Kabut pekat turun mengaburkan pandangan di tengah perjalanan kami menuju Bukittinggi. Tepatnya ketika kami sedang melintas di Jalan Simpang Aia Angek Koto Baru – Padang Panjang Bukittinggi. Suasana dalam mobil terasa lebih dingin membuat kami memilih untuk menghentikan perjalanan di sebuah Pondok Lawang dan Kawa Daun Pak Pangeran.
Udara dingin langsung membekap tubuh tatkala kami keluar dari mobil. Sore itu Pondok Lawang dan Kawa Daun milik Pak Pangeran Sardi ini sedang dikunjungi oleh rombongan ibu – ibu dari sebuah perusahaan farmasi nasional terkemuka.
Kami mencari pondok yang kosong untuk beristirahat sejenak. Kami pun memesan lamang dan kawa daun sebagai penghangat diri. Sayangnya karena hari telah sore, tapai ketan sudah habis, padahal ia adalah pelengkap yang nikmat untuk menyantap lamang.
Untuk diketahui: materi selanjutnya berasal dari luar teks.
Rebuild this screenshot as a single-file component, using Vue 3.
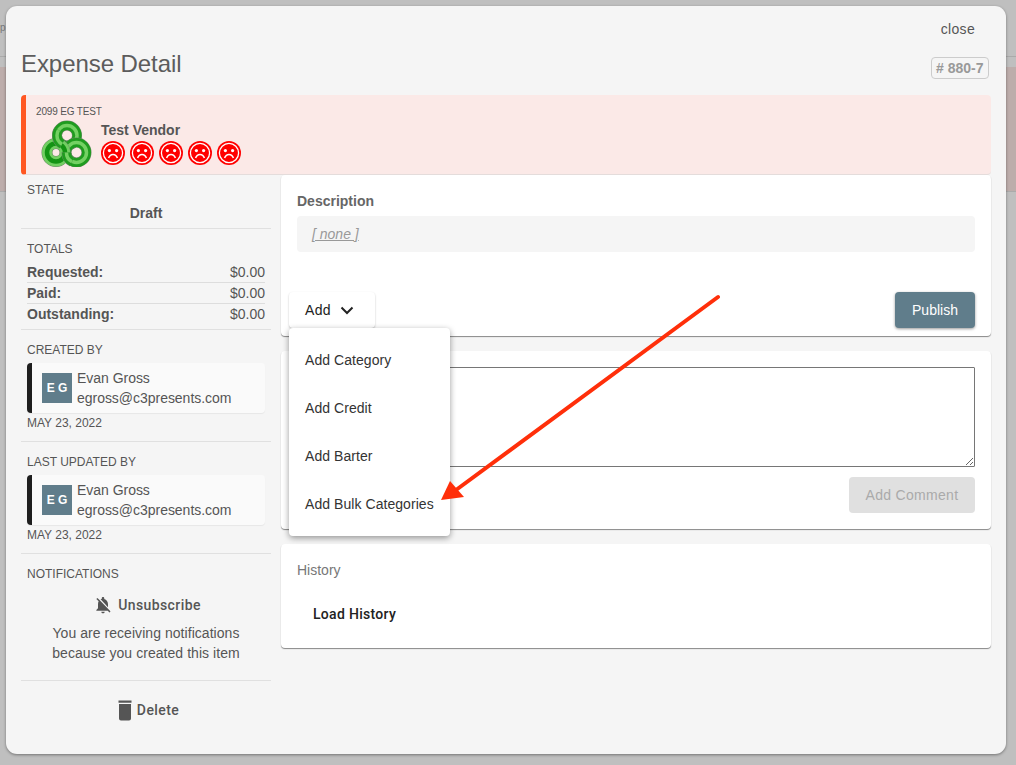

Lemang atau lamang untuk penyebutan di Ranah Minang ini terbuat dari ketan yang diolah bersama santan kelapa kemudian dimasukkan ke dalam bambu dengan panjang sekitar 30 – 40 sentimeter. Bambu tersebut lalu dibakar. Cara memasaknya yang seperti itu membuat cita rasa dan aromanya sangat khas.
Bambu yang dipilih untuk memasak lemang bukanlah bambu sembarangan. Bambu ini haruslah berkulit tebal karena harus tahan bakar. Jika berkulit tipis maka dapat merusak rasa lemang itu sendiri.
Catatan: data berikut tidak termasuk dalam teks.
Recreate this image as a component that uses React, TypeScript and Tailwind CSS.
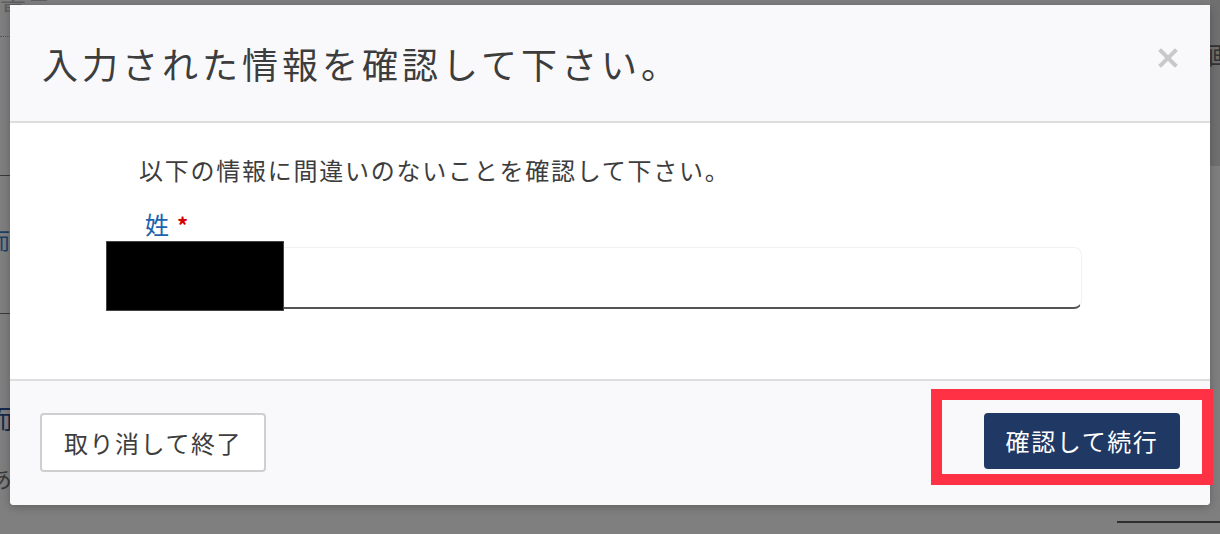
const jp = "font-['Hiragino_Sans','Noto_Sans_CJK_JP',sans-serif]";

function CloseIcon() {
  return (
    <svg width="20" height="20" viewBox="0 0 20 20" className="block">
      <path d="M3 3 L17 17 M17 3 L3 17" stroke="#c9c9c9" strokeWidth="4" strokeLinecap="square" />
    </svg>
  );
}

// the page behind the dialog, mostly hidden; only slivers show at the edges
function BackdropPage() {
  return (
    <div className="absolute inset-0 overflow-hidden bg-[#7f7f7f]">
      <div className={`${jp} absolute left-0 top-[-14px] text-[26px] leading-none text-[#5f5f5f]`}>書三</div>
      <div className="absolute left-0 top-[36px] w-[10px] border-t border-dotted border-[#555]" />
      <div className="absolute left-0 top-[175px] w-[10px] border-t border-[#3a3a3a]" />
      <div className={`${jp} absolute left-[-12px] top-[228px] text-[22px] leading-none text-[#1f3f66]`}>而</div>
      <div className="absolute left-0 top-[313px] w-[10px] border-t border-[#3a3a3a]" />
      <div className={`${jp} absolute left-[-13px] top-[405px] text-[26px] leading-none text-[#17294a]`}>而</div>
      <div className={`${jp} absolute left-[-12px] top-[466px] text-[24px] leading-none text-[#3a3a3a]`}>あ</div>
      <div className="absolute right-0 top-0 h-[166px] w-[10px] bg-[#707070]" />
      <div className={`${jp} absolute left-[1208px] top-[42px] text-[24px] leading-none text-[#333]`}>画</div>
      <div className="absolute left-[1117px] top-[521px] w-[103px] border-t-2 border-[#2e2e2e]" />
    </div>
  );
}

export default function App() {
  return (
    <div className={`${jp} relative h-[534px] w-[1220px] overflow-hidden pl-[10px] pt-[5px]`}>
      <BackdropPage />

      <div className="relative flex h-[500px] w-[1200px] flex-col rounded-b-[4px] bg-white shadow-[0_2px_10px_rgba(0,0,0,0.25)]">
        <header className="flex h-[118px] shrink-0 items-center justify-between border-b-2 border-[#dedede] bg-[#f9f9fb] px-[32px]">
          <h1 className="text-[36px] font-normal leading-none tracking-[4px] text-[#3d3d3d]">
            入力された情報を確認して下さい。
          </h1>
          <button className="mt-[-10px]">
            <CloseIcon />
          </button>
        </header>

        <section className="flex h-[256px] shrink-0 flex-col bg-white pl-[96px] pt-[31px]">
          <p className="pl-[33px] text-[24px] leading-[32px] tracking-[1.75px] text-[#3d3d3d]">
            以下の情報に間違いのないことを確認して下さい。
          </p>
          <label className="mt-[22px] flex items-center gap-[8px] pl-[39px] text-[24px] leading-[32px] text-[#1b63ad]">
            姓<span className="text-[22px] font-bold text-[#d40000]">*</span>
          </label>
          <div className="relative mt-[7px] h-[62px] w-[976px] rounded-[8px] border border-b-2 border-[#f1f1f1] border-b-[#555] border-l-transparent bg-white">
            {/* redaction block over the entered value */}
            <div className="absolute left-[-1px] top-[-7px] h-[70px] w-[178px] border border-[#444] bg-black" />
          </div>
        </section>

        <footer className="flex flex-1 items-center justify-between rounded-b-[4px] border-t-2 border-[#dedede] bg-[#f9f9fb] pl-[30px]">
          <button className="mt-[-1px] h-[59px] w-[226px] rounded-[4px] border-2 border-[#cfcfcf] bg-white text-[24px] tracking-[1.5px] text-[#3d3d3d]">
            取り消して終了
          </button>
          <div className="mr-[-3px] mt-[-13px] border-[11px] border-[#ff3145] pb-[5px] pl-[42px] pr-[22px] pt-[13px]">
            <button className="h-[56px] w-[196px] rounded-[4px] bg-[#1f3864] text-[24px] tracking-[1.6px] text-white">
              確認して続行
            </button>
          </div>
        </footer>
      </div>
    </div>
  );
}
Pesanan kami pun datang, langsung saja kami menyantabnya bersama . Lemang buatan Pak Pangeran ini memiliki cita rasa gurih, pulen dan beraroma khas yang berasal dari bambu.
Menyeruput Secangkir Kawa Daun
Tak lupa menyeruput Kawa Daun untuk menampik rasa dingin. Minuman khas Minangkabau ini terbilang unik karena ia dibuat bukan dari kopi melainkan daun pohon kopi. Adapun daun kopi yang dipilih ialah daun yang sudah tua berwarna kekuning – kuningan yang sudah hampir gugur ke tanah.
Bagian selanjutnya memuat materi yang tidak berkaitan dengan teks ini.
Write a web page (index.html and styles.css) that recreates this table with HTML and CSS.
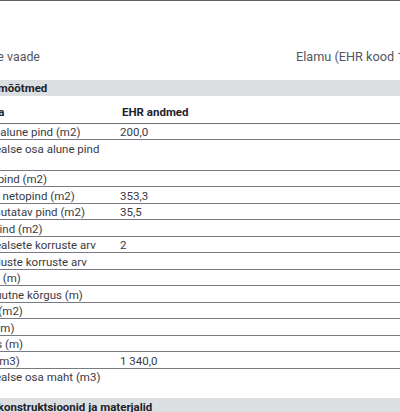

Usai dipetik, daun ini dijemur terlebih dahulu setidaknya satu jam. Setelah dijemur, daun kopi lalu dikeringkan di atas tungku perapian atau disangrai. Proses pengeringan ini tidak boleh terlalu lama, hanya beberapa jam saja.
Saat akan diseduh, daun kopi harus benar – benar telah kering hingga bisa disajikan seperti serbuk teh. Penyeduhan kawa daun sama seperti saat membuat teh. Air yang telah berubah warna kehitaman lalu disaring dan disajikan ke cangkir yang terbuat dari batok kelapa.
Menurut saya, rasa kawa daun itu seperti kopi yang berpadu dengan teh. Agar lebih nikmat, kita bisa menambahkan gula atau susu kental manis sebagai pemanis kopi. Untuk menambah aroma, bisa ditambahkan kayu manis. Mantap rasanya!
Oh ya, di pondok ini juga menyediakan durian sebagai teman menyantap lemang. Hanya saja harga durian yang dijual disini lebih mahal dari biasanya. Jadi terserah anda saja, mau menyantab lemang dengan durian atau tidak. Yang jelas, tempat ini asik untuk sejenak istirahat sebelum melanjutkan perjalanan ke Bukittinggi.